▸ PROVIDED DATA:

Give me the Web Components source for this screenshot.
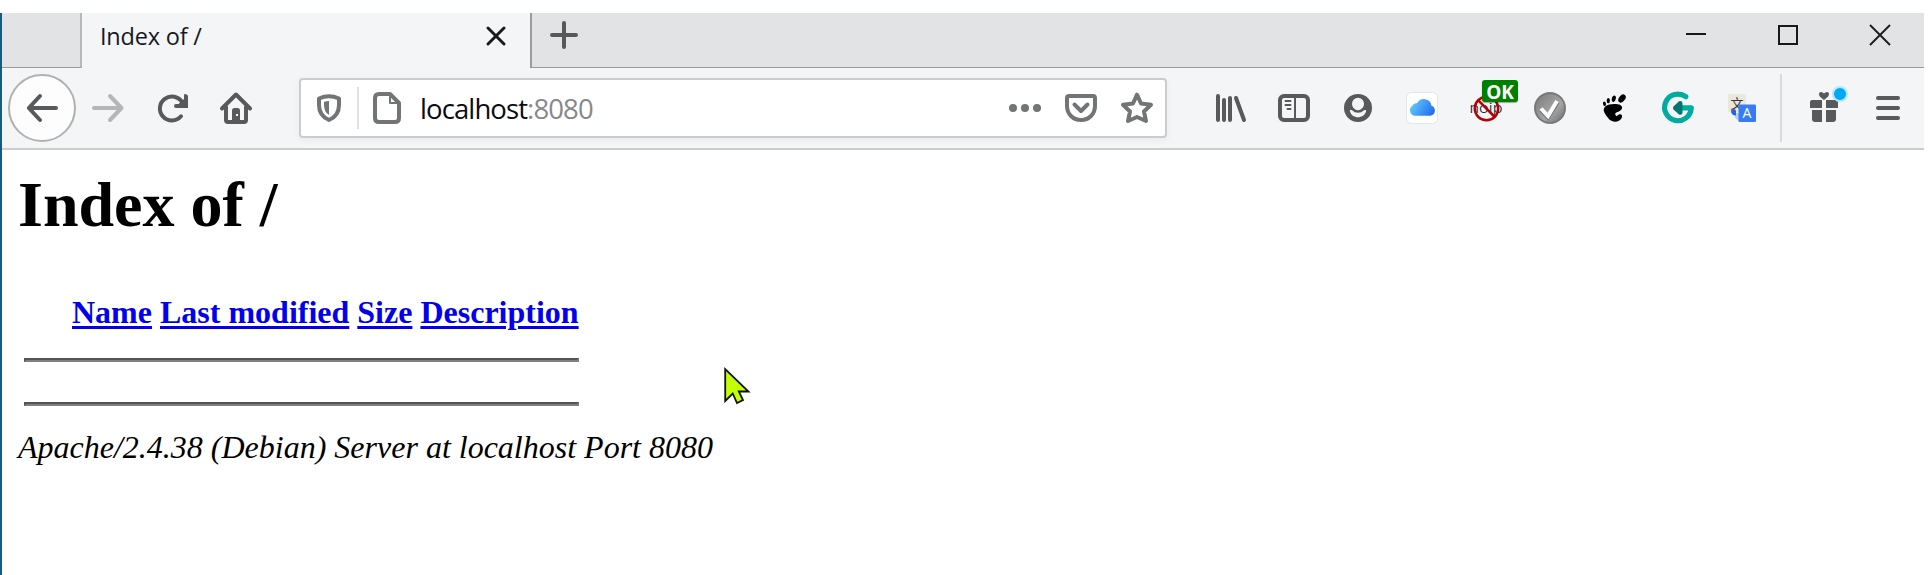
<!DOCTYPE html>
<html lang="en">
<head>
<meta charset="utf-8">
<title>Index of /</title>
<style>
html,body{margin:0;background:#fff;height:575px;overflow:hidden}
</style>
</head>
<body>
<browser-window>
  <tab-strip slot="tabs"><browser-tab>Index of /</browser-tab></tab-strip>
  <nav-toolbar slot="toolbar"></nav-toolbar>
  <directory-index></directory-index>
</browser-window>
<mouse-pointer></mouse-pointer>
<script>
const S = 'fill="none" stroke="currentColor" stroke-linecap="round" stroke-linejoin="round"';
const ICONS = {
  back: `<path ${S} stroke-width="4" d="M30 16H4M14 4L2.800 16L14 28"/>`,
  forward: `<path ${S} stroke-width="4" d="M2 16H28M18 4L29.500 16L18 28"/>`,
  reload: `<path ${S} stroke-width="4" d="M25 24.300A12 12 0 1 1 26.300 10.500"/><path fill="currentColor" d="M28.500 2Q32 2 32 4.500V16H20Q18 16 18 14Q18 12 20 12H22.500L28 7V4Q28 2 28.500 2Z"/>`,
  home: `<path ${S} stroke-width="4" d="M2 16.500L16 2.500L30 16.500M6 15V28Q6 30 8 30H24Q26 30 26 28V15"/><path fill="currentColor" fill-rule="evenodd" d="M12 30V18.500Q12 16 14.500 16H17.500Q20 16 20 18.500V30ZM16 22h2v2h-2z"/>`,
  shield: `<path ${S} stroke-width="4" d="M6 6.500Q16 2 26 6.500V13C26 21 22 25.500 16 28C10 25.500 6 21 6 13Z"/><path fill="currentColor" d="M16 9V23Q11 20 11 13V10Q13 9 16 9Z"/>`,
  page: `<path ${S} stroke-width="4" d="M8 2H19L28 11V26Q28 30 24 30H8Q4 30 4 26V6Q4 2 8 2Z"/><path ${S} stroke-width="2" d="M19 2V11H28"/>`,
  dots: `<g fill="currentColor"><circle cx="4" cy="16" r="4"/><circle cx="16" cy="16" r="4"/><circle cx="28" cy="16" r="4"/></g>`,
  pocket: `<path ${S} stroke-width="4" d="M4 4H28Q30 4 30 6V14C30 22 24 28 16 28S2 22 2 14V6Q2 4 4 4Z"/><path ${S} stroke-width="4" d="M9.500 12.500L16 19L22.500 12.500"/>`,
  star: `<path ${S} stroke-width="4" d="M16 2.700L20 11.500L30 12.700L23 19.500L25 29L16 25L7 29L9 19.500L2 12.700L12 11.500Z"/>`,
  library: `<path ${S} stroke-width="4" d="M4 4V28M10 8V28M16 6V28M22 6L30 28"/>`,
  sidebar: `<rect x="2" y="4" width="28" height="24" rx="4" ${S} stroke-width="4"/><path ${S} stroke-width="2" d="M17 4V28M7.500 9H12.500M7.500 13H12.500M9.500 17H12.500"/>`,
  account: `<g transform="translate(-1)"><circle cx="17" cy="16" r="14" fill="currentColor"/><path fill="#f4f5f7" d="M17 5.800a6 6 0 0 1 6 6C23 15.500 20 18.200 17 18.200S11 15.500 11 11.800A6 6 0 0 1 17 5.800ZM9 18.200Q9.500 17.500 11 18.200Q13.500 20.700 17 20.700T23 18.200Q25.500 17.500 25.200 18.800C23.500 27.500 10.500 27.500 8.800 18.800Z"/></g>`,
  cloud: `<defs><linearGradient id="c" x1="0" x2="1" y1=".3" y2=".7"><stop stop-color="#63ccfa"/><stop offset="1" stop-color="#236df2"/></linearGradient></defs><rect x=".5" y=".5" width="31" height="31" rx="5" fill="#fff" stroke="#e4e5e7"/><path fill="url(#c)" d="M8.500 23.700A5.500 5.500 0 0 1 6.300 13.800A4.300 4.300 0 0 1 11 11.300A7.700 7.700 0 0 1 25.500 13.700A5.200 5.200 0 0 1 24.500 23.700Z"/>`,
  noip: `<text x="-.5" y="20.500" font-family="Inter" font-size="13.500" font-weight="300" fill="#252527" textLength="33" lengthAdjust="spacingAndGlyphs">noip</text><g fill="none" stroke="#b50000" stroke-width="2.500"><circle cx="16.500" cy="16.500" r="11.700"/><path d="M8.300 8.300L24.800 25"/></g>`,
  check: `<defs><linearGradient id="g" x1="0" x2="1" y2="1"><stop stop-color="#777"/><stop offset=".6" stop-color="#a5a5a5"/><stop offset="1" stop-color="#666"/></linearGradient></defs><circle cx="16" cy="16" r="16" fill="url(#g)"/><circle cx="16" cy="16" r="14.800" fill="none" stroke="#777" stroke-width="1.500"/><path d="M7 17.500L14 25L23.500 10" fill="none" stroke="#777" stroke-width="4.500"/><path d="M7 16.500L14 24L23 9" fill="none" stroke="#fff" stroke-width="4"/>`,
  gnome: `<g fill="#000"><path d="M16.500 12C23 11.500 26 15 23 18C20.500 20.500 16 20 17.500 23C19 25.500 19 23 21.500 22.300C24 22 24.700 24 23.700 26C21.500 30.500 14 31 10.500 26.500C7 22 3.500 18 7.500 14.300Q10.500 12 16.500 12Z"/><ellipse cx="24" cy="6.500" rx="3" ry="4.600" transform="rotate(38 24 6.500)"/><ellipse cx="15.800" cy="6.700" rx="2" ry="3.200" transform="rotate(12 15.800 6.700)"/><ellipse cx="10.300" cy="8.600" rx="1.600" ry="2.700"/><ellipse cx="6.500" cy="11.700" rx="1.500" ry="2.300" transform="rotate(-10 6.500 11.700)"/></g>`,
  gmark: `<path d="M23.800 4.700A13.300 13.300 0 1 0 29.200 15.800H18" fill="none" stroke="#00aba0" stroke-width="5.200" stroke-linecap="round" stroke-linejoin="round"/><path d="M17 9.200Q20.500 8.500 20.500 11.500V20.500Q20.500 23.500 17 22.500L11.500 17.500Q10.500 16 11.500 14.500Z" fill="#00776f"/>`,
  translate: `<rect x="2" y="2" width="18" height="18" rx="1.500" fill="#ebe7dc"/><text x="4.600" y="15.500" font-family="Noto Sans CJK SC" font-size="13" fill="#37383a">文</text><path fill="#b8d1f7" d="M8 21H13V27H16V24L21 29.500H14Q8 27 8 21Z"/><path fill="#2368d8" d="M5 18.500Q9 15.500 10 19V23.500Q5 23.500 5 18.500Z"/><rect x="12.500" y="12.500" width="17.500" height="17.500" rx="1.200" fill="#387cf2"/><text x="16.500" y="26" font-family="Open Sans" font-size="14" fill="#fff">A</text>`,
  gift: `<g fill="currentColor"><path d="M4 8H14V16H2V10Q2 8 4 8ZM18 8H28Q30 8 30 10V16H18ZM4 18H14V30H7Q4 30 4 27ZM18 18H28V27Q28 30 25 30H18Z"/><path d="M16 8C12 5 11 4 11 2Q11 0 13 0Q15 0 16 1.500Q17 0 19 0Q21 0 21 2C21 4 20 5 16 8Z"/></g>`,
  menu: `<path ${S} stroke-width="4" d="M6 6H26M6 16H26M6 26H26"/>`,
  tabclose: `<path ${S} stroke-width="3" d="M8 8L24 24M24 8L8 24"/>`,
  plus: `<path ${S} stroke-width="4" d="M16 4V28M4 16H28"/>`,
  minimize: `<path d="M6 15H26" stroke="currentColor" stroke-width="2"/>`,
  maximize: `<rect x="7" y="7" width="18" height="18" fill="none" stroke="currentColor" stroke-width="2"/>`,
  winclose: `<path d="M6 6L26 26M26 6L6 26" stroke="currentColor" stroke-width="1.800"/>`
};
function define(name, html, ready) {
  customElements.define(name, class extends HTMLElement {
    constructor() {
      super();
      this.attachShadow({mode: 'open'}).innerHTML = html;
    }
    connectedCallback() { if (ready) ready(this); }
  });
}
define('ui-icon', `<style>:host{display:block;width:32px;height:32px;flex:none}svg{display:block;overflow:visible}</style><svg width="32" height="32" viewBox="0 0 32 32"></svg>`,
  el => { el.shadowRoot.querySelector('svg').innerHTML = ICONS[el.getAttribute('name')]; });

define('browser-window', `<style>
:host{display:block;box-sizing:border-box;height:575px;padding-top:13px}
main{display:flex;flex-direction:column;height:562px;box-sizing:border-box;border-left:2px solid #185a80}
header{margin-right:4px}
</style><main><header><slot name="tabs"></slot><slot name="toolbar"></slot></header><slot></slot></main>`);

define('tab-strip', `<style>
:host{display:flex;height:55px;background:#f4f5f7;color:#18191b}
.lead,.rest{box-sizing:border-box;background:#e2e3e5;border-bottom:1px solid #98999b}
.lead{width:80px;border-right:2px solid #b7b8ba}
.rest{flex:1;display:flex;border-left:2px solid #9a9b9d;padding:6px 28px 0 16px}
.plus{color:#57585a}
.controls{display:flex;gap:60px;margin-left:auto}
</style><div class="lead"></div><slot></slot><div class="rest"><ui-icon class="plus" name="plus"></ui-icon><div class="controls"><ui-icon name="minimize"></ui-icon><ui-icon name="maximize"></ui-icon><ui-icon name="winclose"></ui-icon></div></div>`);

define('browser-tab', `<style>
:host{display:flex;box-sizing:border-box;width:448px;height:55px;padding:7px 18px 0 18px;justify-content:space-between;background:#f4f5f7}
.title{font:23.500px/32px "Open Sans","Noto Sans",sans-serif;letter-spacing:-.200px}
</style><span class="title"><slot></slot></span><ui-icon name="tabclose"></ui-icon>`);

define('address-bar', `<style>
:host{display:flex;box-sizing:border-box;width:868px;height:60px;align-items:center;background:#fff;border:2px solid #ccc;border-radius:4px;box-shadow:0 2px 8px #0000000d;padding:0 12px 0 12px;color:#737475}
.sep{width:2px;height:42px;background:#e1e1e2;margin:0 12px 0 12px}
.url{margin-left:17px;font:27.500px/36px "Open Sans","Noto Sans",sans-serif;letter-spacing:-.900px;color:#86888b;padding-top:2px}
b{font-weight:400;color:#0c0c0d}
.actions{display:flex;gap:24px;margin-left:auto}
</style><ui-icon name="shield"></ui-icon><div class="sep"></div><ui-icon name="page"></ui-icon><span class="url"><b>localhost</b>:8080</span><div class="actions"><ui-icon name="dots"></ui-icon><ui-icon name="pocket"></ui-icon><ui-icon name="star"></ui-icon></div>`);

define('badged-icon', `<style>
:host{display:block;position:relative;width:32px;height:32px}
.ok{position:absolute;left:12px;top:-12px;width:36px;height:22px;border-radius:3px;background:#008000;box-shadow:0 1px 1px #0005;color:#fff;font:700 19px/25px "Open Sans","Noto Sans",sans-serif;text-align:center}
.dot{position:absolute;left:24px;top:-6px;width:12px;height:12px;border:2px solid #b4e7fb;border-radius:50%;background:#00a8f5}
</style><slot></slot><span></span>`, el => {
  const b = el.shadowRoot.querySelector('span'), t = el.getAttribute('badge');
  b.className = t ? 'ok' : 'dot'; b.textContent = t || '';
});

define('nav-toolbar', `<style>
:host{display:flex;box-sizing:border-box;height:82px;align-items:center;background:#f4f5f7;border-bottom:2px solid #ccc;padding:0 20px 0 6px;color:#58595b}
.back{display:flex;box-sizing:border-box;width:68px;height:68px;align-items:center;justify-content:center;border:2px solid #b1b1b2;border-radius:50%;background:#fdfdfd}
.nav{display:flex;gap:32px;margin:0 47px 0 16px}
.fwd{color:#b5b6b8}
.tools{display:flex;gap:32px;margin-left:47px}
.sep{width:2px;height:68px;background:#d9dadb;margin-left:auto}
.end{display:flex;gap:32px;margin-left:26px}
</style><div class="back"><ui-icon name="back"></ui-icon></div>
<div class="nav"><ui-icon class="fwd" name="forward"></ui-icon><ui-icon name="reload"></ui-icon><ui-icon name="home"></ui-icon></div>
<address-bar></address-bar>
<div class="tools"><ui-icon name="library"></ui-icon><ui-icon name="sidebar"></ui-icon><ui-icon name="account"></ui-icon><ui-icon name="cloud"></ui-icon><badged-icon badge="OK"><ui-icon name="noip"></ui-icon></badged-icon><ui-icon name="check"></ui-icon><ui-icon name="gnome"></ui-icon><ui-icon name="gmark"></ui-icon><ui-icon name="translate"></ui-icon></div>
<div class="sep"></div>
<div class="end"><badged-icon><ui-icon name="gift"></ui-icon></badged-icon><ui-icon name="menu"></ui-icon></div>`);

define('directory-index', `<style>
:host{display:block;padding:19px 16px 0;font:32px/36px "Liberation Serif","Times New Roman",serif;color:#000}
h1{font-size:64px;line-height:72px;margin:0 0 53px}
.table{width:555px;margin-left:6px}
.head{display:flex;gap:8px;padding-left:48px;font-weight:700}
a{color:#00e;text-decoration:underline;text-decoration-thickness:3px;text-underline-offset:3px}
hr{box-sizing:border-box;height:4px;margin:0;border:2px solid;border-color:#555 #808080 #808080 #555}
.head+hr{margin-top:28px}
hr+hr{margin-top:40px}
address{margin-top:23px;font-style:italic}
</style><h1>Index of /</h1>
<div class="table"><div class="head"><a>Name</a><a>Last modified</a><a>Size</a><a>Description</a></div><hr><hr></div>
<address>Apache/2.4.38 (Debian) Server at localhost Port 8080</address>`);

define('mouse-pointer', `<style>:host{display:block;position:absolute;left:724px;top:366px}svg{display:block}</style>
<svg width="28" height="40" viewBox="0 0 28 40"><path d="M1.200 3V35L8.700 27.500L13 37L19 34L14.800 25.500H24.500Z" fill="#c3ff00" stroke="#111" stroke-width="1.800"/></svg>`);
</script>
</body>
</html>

▸ REQUIRED TASK: From the material above, gather all lines that include the string "this" and copy them.

▸ TASK RESPONSE:
Give me the Web Components source for this screenshot.
      this.attachShadow({mode: 'open'}).innerHTML = html;
    connectedCallback() { if (ready) ready(this); }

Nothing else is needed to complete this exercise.